Kohl's introduction of the West DM, again had little to do with unions. He was just repeating the same economic principles which had been successfully implemented by the Allies in Western Germany after WW2 - he thought he could pull a mini-Marshall Plan out of his a**.. - but the solution was too simple for the complexities of the situation in the East.
Germany's unemployement rate is actually not so staggering, it is just meticulously recorded and reported. Here you are forced to report yourself as unemployed, even if there is a one month interruption between 2 jobs, or if you just graduated from college and are on the job search, or if you decide to stay home with the kids for longer than the "Parental Leave" granted. And many are officially listed as unemployed, although they are working freelance.
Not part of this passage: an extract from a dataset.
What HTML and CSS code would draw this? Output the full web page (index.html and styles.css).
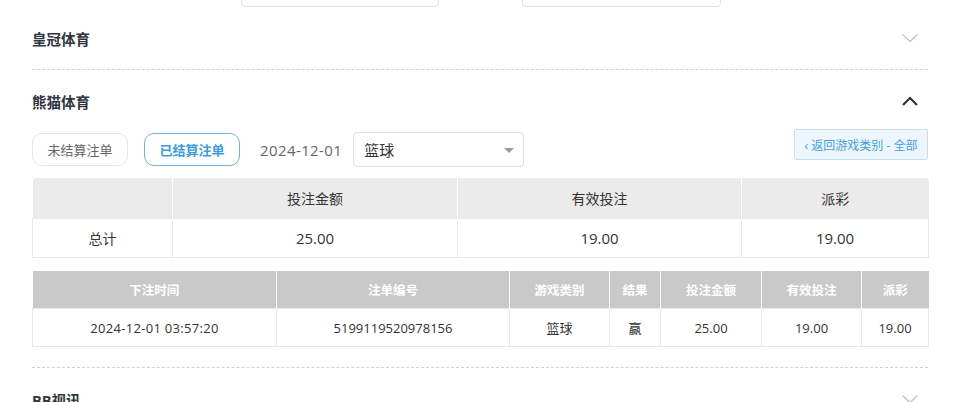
FILE: index.html
```html
<!DOCTYPE html>
<html lang="zh">
<head>
<meta charset="utf-8">
<link rel="stylesheet" href="styles.css">
</head>
<body>
<div class="page">
  <div class="filters">
    <div class="field f1"></div>
    <div class="field f2"></div>
  </div>

  <div class="section collapsed">
    <div class="sec-head">
      <span class="sec-title">皇冠体育</span>
      <svg class="chev down" width="18" height="12" viewBox="0 0 18 12"><path d="M1.5 2.5 L9 9.5 L16.5 2.5" fill="none" stroke="#c9c9c9" stroke-width="1.6"/></svg>
    </div>
  </div>

  <div class="section open">
    <div class="sec-head">
      <span class="sec-title">熊猫体育</span>
      <svg class="chev up" width="18" height="12" viewBox="0 0 18 12"><path d="M2 10 L9 3 L16 10" fill="none" stroke="#2c3544" stroke-width="2.2"/></svg>
    </div>
    <div class="toolbar">
      <button class="tab">未结算注单</button>
      <button class="tab active">已结算注单</button>
      <span class="date">2024-12-01</span>
      <div class="select"><span>篮球</span><i class="caret"></i></div>
      <button class="back">‹ 返回游戏类别 - 全部</button>
    </div>

    <table class="summary">
      <colgroup><col style="width:140px"><col style="width:285px"><col style="width:284px"><col style="width:187px"></colgroup>
      <thead><tr><th></th><th>投注金额</th><th>有效投注</th><th>派彩</th></tr></thead>
      <tbody><tr><td>总计</td><td>25.00</td><td>19.00</td><td>19.00</td></tr></tbody>
    </table>

    <table class="detail">
      <colgroup><col style="width:244px"><col style="width:233px"><col style="width:100px"><col style="width:51px"><col style="width:101px"><col style="width:100px"><col style="width:67px"></colgroup>
      <thead><tr><th>下注时间</th><th>注单编号</th><th>游戏类别</th><th>结果</th><th>投注金额</th><th>有效投注</th><th>派彩</th></tr></thead>
      <tbody><tr><td class="dt">2024-12-01 03:57:20</td><td>5199119520978156</td><td>篮球</td><td>赢</td><td>25.00</td><td>19.00</td><td>19.00</td></tr></tbody>
    </table>
  </div>

  <div class="section collapsed">
    <div class="sec-head">
      <span class="sec-title">BB视讯</span>
      <svg class="chev down" width="18" height="12" viewBox="0 0 18 12"><path d="M1.5 2.5 L9 9.5 L16.5 2.5" fill="none" stroke="#c9c9c9" stroke-width="1.6"/></svg>
    </div>
  </div>
</div>
</body>
</html>
```

FILE: styles.css
```css
* { box-sizing: border-box; }
html, body { margin: 0; padding: 0; background: #fff; }
body {
  font-family: "Open Sans", "Noto Sans CJK SC", sans-serif;
  color: #333;
  overflow: hidden;
  height: 402px;
}
.page {
  width: 896px;
  margin-left: 32px;
}
.filters {
  height: 7px;
  overflow: hidden;
  display: flex;
  align-items: flex-end;
}
.field {
  height: 34px;
  border: 1px solid #dcdfe6;
  border-radius: 4px;
  flex: none;
}
.f1 { width: 198px; margin-left: 209px; }
.f2 { width: 199px; margin-left: 83px; }

.section { border-bottom: 1px dashed #d0d0d0; }
.section.open { padding-bottom: 20px; }
.sec-head {
  height: 62px;
  display: flex;
  align-items: center;
  justify-content: space-between;
  padding-right: 9px;
}
.sec-title {
  font-size: 14.5px;
  font-weight: 700;
  color: #303640;
}
.chev { display: block; }

.toolbar {
  display: flex;
  align-items: center;
  height: 35px;
  margin-bottom: 11px;
}
.tab {
  font-family: inherit;
  width: 96px;
  height: 33px;
  border: 1px solid #e6e6e6;
  border-radius: 10px;
  background: #fff;
  color: #666;
  font-size: 13px;
  padding: 0;
  margin-right: 16px;
}
.tab.active {
  border-color: #6fb1e6;
  color: #3d9be3;
  font-weight: 700;
  margin-right: 20px;
}
.date {
  font-size: 15px;
  color: #666;
  letter-spacing: 0.4px;
  margin-right: 11px;
}
.select {
  width: 171px;
  height: 35px;
  border: 1px solid #dcdfe6;
  border-radius: 4px;
  display: flex;
  align-items: center;
  justify-content: space-between;
  padding: 0 9px 0 10px;
  font-size: 15px;
  color: #333;
}
.caret {
  width: 0; height: 0;
  border-left: 5px solid transparent;
  border-right: 5px solid transparent;
  border-top: 5px solid #999;
  margin-top: 2px;
}
.back {
  font-family: inherit;
  margin-left: auto;
  align-self: flex-start;
  width: 134px;
  height: 31px;
  padding: 0;
  border: 1px solid #c5def3;
  background: #eef6fd;
  color: #3f9fe6;
  font-size: 12px;
  border-radius: 2px;
  margin-top: -3px;
  white-space: nowrap;
}

table {
  border-collapse: collapse;
  table-layout: fixed;
  width: 896px;
}
.summary { margin-bottom: 13px; }
.summary th {
  background: #ebebeb;
  height: 40px;
  font-weight: 400;
  font-size: 14px;
  color: #333;
  border-left: 1px solid #fff;
}
.summary th:first-child { border-left: none; border-top-left-radius: 4px; }
.summary th:last-child { border-top-right-radius: 4px; }
.summary td {
  height: 39px;
  text-align: center;
  font-size: 15px;
  color: #333;
  border: 1px solid #e8e8e8;
}
.summary td:first-child { font-size: 14px; }

.detail th {
  background: #c9c9c9;
  color: #fff;
  height: 38px;
  font-size: 12.5px;
  font-weight: 700;
  border-left: 1px solid #fff;
}
.detail th:first-child { border-left: none; }
.detail td {
  height: 38px;
  text-align: center;
  font-size: 13px;
  color: #333;
  border: 1px solid #e8e8e8;
}
.detail td.dt { letter-spacing: 0.3px; }
```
Unfortunately those who are leaving Germany for greener pastures are those who also would never have a problem finding a job here - they are seeking better pay and better conditions - ironic for an economy with such powerful labor unions!
Imagine Germany and the United States attending their first AA meeting: Hello, my name is the Federal Republic of G. and I am a socialist, well sort of, my drink of choice is capitalism, but by the end of the night, I'm downing socialist-shots to ease the pain. Hi, my name is the United States of A. and I am a capitalist pure and hard, but there are these urges I get for socialism every now and then, I'm so ashamed. Too much coffee, sorry for that, but let's get back to WALMART and Unions - what about America, its free market economy? Don't unions go against the American grain?